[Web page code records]
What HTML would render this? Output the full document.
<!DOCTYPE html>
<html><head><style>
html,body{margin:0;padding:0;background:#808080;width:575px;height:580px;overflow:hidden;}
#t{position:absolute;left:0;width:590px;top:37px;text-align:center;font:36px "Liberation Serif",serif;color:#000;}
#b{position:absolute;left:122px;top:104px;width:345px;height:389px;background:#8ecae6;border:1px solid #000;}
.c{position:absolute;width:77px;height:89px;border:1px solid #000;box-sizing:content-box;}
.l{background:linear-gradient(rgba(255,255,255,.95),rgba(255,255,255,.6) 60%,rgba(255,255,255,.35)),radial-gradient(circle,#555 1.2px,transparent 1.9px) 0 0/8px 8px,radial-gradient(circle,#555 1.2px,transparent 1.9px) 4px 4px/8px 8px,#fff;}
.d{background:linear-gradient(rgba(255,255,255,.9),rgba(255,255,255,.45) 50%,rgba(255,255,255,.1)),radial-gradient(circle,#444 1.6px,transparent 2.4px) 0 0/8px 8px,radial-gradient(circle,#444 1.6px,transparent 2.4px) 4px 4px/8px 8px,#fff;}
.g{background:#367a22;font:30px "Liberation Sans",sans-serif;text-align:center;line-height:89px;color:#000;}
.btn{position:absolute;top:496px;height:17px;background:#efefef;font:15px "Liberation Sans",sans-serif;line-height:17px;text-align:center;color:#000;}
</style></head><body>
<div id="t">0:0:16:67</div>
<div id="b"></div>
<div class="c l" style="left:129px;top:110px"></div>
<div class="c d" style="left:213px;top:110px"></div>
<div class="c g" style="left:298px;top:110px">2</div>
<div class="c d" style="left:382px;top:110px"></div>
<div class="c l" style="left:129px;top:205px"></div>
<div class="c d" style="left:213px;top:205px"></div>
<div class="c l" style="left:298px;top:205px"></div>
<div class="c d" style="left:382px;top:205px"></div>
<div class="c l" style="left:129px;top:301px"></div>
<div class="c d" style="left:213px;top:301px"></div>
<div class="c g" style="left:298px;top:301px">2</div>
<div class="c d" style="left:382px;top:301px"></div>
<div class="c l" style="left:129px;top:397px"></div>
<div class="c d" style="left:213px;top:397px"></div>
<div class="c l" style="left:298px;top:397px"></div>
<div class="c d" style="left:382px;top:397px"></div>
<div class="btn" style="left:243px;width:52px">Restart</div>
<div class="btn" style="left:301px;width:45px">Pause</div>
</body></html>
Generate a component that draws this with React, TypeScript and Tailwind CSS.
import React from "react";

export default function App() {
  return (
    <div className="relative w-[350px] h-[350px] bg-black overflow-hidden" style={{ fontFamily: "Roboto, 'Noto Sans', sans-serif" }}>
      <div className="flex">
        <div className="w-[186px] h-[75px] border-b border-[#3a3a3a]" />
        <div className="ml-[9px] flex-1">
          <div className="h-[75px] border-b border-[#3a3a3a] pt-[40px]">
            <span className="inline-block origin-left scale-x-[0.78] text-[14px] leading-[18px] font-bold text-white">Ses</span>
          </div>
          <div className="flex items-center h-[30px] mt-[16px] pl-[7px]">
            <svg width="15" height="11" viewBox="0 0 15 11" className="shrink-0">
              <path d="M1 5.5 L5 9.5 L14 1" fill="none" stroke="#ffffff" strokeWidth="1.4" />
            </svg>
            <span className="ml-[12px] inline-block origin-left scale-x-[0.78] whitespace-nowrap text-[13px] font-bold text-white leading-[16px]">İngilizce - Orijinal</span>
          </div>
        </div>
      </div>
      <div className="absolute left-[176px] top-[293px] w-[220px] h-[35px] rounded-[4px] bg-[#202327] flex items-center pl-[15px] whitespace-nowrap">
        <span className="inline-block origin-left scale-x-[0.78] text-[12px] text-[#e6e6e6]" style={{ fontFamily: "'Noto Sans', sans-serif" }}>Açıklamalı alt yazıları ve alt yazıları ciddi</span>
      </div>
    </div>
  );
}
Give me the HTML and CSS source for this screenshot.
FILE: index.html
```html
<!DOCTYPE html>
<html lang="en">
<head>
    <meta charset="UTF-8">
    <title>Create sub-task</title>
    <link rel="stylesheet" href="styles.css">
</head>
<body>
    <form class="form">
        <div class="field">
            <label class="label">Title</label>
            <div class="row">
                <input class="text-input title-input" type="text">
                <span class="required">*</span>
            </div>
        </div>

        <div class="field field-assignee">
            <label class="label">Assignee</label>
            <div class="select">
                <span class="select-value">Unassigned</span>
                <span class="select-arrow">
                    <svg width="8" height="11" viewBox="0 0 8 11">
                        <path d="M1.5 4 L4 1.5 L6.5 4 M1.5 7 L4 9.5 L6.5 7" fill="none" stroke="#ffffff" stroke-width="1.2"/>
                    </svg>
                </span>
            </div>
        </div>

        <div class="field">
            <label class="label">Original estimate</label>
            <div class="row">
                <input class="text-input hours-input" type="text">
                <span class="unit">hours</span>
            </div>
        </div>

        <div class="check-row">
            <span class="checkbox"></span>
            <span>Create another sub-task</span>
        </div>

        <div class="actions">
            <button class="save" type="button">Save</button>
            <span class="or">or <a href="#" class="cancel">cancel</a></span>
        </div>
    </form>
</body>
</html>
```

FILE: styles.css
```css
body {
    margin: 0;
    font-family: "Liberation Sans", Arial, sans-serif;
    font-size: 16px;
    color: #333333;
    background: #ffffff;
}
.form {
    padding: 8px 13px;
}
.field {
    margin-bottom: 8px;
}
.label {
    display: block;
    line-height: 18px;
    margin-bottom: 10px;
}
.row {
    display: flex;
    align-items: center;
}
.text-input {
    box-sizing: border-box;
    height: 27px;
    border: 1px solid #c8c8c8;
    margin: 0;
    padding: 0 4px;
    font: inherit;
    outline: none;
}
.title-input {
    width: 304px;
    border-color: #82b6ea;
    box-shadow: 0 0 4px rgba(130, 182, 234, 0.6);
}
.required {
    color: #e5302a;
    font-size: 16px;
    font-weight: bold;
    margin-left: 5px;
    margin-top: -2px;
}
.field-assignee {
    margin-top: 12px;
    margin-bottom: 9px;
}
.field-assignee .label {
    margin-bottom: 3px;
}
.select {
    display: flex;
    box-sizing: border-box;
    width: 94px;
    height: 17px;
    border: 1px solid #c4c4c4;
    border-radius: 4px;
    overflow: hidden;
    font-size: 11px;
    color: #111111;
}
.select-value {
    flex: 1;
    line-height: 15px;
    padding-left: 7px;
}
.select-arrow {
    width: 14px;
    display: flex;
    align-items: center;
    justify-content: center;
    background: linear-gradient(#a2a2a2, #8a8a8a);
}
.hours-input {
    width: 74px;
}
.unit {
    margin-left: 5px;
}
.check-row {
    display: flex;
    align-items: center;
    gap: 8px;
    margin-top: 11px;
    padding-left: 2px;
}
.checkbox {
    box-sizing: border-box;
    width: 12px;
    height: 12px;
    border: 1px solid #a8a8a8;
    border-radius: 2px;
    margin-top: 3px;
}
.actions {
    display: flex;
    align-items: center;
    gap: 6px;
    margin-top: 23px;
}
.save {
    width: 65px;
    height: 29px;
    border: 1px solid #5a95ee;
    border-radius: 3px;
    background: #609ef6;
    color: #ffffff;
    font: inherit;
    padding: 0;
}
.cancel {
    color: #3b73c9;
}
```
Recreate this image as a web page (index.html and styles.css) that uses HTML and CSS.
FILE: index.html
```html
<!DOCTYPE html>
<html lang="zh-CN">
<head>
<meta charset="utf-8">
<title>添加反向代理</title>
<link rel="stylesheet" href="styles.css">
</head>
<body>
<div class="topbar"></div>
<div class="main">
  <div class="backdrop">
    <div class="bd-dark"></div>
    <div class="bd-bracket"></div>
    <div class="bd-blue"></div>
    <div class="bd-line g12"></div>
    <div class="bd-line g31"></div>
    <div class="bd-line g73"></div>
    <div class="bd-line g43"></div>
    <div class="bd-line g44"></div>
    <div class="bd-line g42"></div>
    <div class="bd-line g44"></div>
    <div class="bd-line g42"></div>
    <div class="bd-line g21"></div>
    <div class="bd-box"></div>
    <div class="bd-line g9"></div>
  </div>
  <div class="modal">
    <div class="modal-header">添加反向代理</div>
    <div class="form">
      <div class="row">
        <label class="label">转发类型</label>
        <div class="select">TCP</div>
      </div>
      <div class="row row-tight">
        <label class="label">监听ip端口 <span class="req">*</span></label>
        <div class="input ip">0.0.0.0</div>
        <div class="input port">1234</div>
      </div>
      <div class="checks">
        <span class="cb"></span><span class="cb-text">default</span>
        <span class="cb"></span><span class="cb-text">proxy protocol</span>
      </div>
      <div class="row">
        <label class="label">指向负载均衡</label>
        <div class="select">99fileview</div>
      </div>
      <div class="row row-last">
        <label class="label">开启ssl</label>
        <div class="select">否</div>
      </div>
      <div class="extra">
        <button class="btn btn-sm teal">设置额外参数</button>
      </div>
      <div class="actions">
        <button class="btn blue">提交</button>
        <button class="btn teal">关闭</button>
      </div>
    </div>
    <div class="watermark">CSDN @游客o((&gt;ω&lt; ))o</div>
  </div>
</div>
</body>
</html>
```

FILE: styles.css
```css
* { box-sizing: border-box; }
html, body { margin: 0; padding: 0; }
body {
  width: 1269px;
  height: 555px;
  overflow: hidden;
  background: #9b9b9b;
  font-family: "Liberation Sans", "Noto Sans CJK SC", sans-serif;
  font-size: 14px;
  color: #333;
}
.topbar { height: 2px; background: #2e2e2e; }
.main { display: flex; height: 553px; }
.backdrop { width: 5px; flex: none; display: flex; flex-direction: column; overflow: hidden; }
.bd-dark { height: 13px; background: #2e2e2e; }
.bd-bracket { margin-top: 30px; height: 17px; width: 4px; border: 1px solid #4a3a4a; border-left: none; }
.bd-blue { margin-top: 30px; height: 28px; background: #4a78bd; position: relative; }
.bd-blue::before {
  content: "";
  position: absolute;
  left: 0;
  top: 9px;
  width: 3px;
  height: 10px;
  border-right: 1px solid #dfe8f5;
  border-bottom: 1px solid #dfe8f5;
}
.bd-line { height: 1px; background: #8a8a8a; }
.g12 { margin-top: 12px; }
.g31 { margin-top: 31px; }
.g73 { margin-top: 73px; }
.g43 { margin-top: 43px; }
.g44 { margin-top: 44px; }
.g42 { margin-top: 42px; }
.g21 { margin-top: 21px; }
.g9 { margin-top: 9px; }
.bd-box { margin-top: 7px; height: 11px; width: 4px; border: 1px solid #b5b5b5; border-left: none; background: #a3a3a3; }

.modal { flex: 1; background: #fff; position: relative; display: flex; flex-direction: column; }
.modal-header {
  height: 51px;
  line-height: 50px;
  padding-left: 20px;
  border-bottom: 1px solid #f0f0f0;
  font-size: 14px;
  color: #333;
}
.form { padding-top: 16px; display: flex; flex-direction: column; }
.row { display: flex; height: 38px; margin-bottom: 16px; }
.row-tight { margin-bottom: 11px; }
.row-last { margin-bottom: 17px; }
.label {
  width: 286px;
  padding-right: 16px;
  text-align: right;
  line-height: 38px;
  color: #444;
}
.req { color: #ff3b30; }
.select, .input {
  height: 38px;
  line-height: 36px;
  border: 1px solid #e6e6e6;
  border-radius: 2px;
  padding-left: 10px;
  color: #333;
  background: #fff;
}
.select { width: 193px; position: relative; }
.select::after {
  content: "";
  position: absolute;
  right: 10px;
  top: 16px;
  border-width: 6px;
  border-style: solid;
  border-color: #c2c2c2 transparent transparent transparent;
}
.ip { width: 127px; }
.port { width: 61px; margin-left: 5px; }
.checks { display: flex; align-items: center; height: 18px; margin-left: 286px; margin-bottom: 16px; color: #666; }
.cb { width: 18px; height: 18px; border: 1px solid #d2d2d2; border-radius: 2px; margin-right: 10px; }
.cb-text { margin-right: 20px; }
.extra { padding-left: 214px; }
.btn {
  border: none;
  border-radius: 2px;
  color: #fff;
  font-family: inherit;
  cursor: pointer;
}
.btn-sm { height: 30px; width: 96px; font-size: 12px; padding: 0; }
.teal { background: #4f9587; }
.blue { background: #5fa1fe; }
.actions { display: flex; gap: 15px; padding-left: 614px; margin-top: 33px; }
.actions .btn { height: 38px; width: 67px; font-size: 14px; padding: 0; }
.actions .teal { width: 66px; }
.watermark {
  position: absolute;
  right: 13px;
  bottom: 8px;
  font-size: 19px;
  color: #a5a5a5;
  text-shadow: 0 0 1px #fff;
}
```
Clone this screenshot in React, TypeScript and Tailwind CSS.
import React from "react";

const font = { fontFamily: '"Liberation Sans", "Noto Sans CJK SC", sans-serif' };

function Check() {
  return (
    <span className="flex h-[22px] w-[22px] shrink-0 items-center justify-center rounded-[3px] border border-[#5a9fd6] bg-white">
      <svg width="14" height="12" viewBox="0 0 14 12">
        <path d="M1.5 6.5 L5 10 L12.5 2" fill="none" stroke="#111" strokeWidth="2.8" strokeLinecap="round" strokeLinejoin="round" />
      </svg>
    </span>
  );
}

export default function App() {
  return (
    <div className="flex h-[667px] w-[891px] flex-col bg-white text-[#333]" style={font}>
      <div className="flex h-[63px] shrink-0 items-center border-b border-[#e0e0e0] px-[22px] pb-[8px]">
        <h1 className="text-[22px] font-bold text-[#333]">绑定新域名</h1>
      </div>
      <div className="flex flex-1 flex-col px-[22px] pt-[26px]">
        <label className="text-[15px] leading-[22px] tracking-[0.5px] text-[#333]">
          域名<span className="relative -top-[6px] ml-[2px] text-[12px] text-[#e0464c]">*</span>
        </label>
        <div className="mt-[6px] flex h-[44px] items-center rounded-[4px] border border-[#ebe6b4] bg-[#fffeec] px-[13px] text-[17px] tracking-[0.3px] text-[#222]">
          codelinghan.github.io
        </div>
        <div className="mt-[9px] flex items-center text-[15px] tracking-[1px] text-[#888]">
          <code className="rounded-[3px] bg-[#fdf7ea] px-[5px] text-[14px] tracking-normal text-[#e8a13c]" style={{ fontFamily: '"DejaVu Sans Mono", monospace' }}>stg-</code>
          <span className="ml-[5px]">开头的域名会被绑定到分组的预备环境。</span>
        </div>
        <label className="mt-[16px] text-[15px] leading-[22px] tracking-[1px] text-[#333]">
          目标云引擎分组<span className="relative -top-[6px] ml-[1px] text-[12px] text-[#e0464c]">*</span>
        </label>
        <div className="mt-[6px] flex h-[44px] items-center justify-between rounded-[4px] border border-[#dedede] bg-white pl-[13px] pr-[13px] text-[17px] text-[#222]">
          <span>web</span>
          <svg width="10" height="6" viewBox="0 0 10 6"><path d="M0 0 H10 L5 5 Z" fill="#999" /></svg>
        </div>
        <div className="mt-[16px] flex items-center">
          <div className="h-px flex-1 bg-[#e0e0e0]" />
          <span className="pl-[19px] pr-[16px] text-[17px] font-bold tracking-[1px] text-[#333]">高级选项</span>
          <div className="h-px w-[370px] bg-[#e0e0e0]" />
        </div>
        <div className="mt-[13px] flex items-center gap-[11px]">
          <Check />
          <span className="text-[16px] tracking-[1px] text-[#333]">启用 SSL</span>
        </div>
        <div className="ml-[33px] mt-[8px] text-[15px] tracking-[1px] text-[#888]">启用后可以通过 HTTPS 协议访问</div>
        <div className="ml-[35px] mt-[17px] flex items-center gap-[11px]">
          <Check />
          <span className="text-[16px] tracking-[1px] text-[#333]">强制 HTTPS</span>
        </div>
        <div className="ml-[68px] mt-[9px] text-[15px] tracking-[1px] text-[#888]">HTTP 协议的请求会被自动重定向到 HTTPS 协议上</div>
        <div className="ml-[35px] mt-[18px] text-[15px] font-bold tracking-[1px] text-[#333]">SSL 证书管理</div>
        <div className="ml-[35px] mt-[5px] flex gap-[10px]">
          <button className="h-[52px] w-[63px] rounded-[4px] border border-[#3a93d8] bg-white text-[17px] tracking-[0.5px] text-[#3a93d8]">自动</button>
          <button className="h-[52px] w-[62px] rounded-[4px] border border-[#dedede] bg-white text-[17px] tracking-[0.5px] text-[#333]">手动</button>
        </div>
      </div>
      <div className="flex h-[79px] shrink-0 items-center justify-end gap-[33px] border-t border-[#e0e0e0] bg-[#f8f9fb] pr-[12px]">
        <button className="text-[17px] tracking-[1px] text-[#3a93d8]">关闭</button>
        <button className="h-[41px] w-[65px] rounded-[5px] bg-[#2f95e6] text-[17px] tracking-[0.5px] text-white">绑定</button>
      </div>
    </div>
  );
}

● **Short exercise**
Pull every line containing the word "this" out of the entries above.

● **Expected output**
What HTML would render this? Output the full document.
Generate a component that draws this with React, TypeScript and Tailwind CSS.
Give me the HTML and CSS source for this screenshot.
Recreate this image as a web page (index.html and styles.css) that uses HTML and CSS.
Clone this screenshot in React, TypeScript and Tailwind CSS.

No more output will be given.